Logika Usamah pun bisa dipahami. Ya iyalah dibunuh, lagi kepepet gitu bilangnya mengimani Islam, coba kek dari kemarin-kemarin sebelum perang.
Hal yang kemudian membuat Usamah ditegur habis-habisan oleh Nabi Muhammad: “Kenapa engkau tidak membelah dadanya, sehingga engkau tahu apa hatinya mengucapkan La Illah Illa Allah secara ikhlas atau karena alasan lain?” Nah lho.
Kembali ke persoalan bapak-bapak yang menjelek-jelekkan mantan agamanya sendiri. Di kalangan mualaf sendiri sebenarnya tidak sedikit yang melakukan hal yang sama. Beberapa mualaf ada yang melakukan dakwah dengan mengorek-korek kesalahan maupun kekurangan dari agama yang dulu pernah ia yakini. Rasanya tidak perlu saya sebutkan. Ada banyak nama di sana, dari (yang ngaku) mantan biarawati, suster, pendeta, sampai bahkan ada yang akhirnya jadi penceramah kondang yang jadi pegiat khilafah.

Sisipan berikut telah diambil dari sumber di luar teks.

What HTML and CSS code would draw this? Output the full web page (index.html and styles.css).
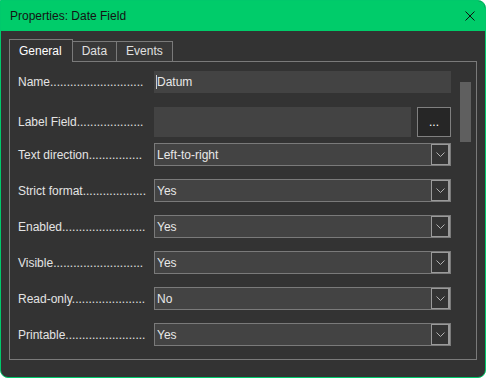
FILE: index.html
```html
<!DOCTYPE html>
<html>
<head>
<meta charset="utf-8">
<link rel="stylesheet" href="styles.css">
</head>
<body>
<div class="window">
	<div class="titlebar">
		<span class="title">Properties: Date Field</span>
		<svg class="close" width="10" height="10" viewBox="0 0 10 10"><path d="M0.5 0.5L9.5 9.5M9.5 0.5L0.5 9.5" stroke="#111" stroke-width="1"/></svg>
	</div>
	<div class="content">
		<div class="tabs">
			<div class="tab active">General</div>
			<div class="tab">Data</div>
			<div class="tab">Events</div>
		</div>
		<div class="pane">
			<div class="rows">
				<div class="row row-name">
					<div class="label">Name............................</div>
					<div class="input"><span class="caret"></span>Datum</div>
				</div>
				<div class="row row-field">
					<div class="label">Label Field....................</div>
					<div class="field-pick">
						<div class="input tall"></div>
						<div class="btn-more">...</div>
					</div>
				</div>
				<div class="row">
					<div class="label">Text direction................</div>
					<div class="select"><span class="value">Left-to-right</span><span class="drop"><svg width="9" height="5" viewBox="0 0 9 5"><path d="M0.5 0.5L4.5 4.5L8.5 0.5" fill="none" stroke="#b0b0b0" stroke-width="1"/></svg></span></div>
				</div>
				<div class="row">
					<div class="label">Strict format...................</div>
					<div class="select"><span class="value">Yes</span><span class="drop"><svg width="9" height="5" viewBox="0 0 9 5"><path d="M0.5 0.5L4.5 4.5L8.5 0.5" fill="none" stroke="#b0b0b0" stroke-width="1"/></svg></span></div>
				</div>
				<div class="row">
					<div class="label">Enabled.........................</div>
					<div class="select"><span class="value">Yes</span><span class="drop"><svg width="9" height="5" viewBox="0 0 9 5"><path d="M0.5 0.5L4.5 4.5L8.5 0.5" fill="none" stroke="#b0b0b0" stroke-width="1"/></svg></span></div>
				</div>
				<div class="row">
					<div class="label">Visible...........................</div>
					<div class="select"><span class="value">Yes</span><span class="drop"><svg width="9" height="5" viewBox="0 0 9 5"><path d="M0.5 0.5L4.5 4.5L8.5 0.5" fill="none" stroke="#b0b0b0" stroke-width="1"/></svg></span></div>
				</div>
				<div class="row">
					<div class="label">Read-only......................</div>
					<div class="select"><span class="value">No</span><span class="drop"><svg width="9" height="5" viewBox="0 0 9 5"><path d="M0.5 0.5L4.5 4.5L8.5 0.5" fill="none" stroke="#b0b0b0" stroke-width="1"/></svg></span></div>
				</div>
				<div class="row">
					<div class="label">Printable........................</div>
					<div class="select"><span class="value">Yes</span><span class="drop"><svg width="9" height="5" viewBox="0 0 9 5"><path d="M0.5 0.5L4.5 4.5L8.5 0.5" fill="none" stroke="#b0b0b0" stroke-width="1"/></svg></span></div>
				</div>
			</div>
			<div class="scrollbar"><div class="thumb"></div></div>
		</div>
	</div>
</div>
</body>
</html>
```
FILE: styles.css
```css
html, body {
	margin: 0;
	padding: 0;
	background: #ffffff;
}
body {
	font-family: "Liberation Sans", Arial, sans-serif;
	font-size: 12px;
	color: #e4e4e4;
}
.window {
	width: 486px;
	height: 378px;
	box-sizing: border-box;
	border: 1px solid #00c96b;
	border-radius: 0 8px 8px 8px;
	background: #333333;
	display: flex;
	flex-direction: column;
	overflow: hidden;
}
/* green caption */
.titlebar {
	height: 30px;
	background: #00cc6a;
	display: flex;
	align-items: center;
	justify-content: space-between;
	padding: 0 10px 0 9px;
	flex: none;
}
.title {
	color: #141414;
	font-size: 12px;
}
.close {
	display: block;
}
.content {
	flex: 1;
	padding: 8px 8px 18px 8px;
	display: flex;
	flex-direction: column;
}
.tabs {
	display: flex;
	align-items: flex-end;
	height: 22px;
	flex: none;
}
.tab {
	height: 19px;
	line-height: 19px;
	padding: 0 9px 0 9px;
	border: 1px solid #7a7a7a;
	border-bottom: none;
	background: #383838;
	margin-left: -1px;
	color: #e0e0e0;
}
.tab:first-child {
	margin-left: 0;
}
.tab.active {
	height: 22px;
	line-height: 22px;
	background: #333333;
	color: #ffffff;
	padding: 0 10px 0 9px;
	position: relative;
	z-index: 1;
	margin-bottom: -1px;
}
.pane {
	flex: 1;
	border: 1px solid #7a7a7a;
	display: flex;
	padding: 0 4px 0 8px;
}
.rows {
	flex: none;
	width: 433px;
	padding-top: 9px;
}
.row {
	display: flex;
	align-items: center;
	height: 23px;
	margin-bottom: 13px;
}
.row-name {
	height: 22px;
	margin-bottom: 14px;
}
.row-field {
	height: 30px;
	margin-bottom: 6px;
}
.label {
	width: 128px;
	margin-right: 8px;
	white-space: nowrap;
	color: #e4e4e4;
}
.input {
	flex: 1;
	height: 22px;
	background: #434343;
	display: flex;
	align-items: center;
	padding-left: 3px;
	color: #e8e8e8;
}
.input.tall {
	height: 30px;
}
.caret {
	width: 1px;
	height: 14px;
	background: #cfcfcf;
	margin-left: -1px;
}
.field-pick {
	flex: 1;
	display: flex;
	height: 30px;
}
.btn-more {
	width: 32px;
	height: 28px;
	margin-left: 6px;
	border: 1px solid #808080;
	background: #262626;
	color: #ffffff;
	text-align: center;
	line-height: 28px;
	font-size: 12px;
}
.select {
	flex: 1;
	height: 21px;
	border: 1px solid #7a7a7a;
	background: #434343;
	display: flex;
	align-items: center;
}
.value {
	flex: 1;
	padding-left: 2px;
	color: #e8e8e8;
}
.drop {
	width: 16px;
	height: 19px;
	border: 1px solid #9a9a9a;
	border-right-width: 2px;
	background: #333333;
	display: flex;
	align-items: center;
	justify-content: center;
}
.drop svg {
	display: block;
}
.scrollbar {
	margin-left: 9px;
	padding-top: 20px;
}
.thumb {
	width: 11px;
	height: 60px;
	background: #5f5f5f;
}
```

Pada titik ini, hal yang mengkhawatirkan bukanlah mengenai perpindahan keyakinan seseorang dari agama apa ke agama apa, melainkan cara seseorang menunjukkan kebenaran dengan mempertontonkan kesalahan di pihak lain.
Saya tidak perlu mengutip hadis atau ayat untuk yang satu ini, tapi cukuplah dari Ranchoddas Shamaldas Chanchad yang kira-kira bilang begini: “Ada dua cara untuk menjadi yang terbaik. Pertama tingkatkan kemampuanmu sendiri, dan yang kedua buatlah orang lain terlihat lebih lemah darimu.”
Jika dikontekstualisasikan pada perkara ini maka kira-kira akan begini bunyinya: “Ada dua cara untuk menunjukkan bahwa dirimu benar. Pertama, tunjukkan kebenaran apa adanya baru tunjukkan apa-apa yang salah tanpa perlu menunjuk orang lain. Kedua, tunjukkan apa yang salah dari orang lain lalu tawarkan bahwa kebenaran versimu lebih baik.”
Dan orang yang lebih suka menunjukkan kebenaran dengan mencari-cari kesalahan di pihak lain sebenarnya adalah petunjuk bahwa ia sebenarnya tidak menguasai apa yang sebenarnya ia yakini sendiri sebagai sebuah kebenaran.
Emangnya, enaknya apa sih menjelek-jelekkan mantan agama sendiri? Belum kompeten jadi pendakwah sama agama yang baru po piye?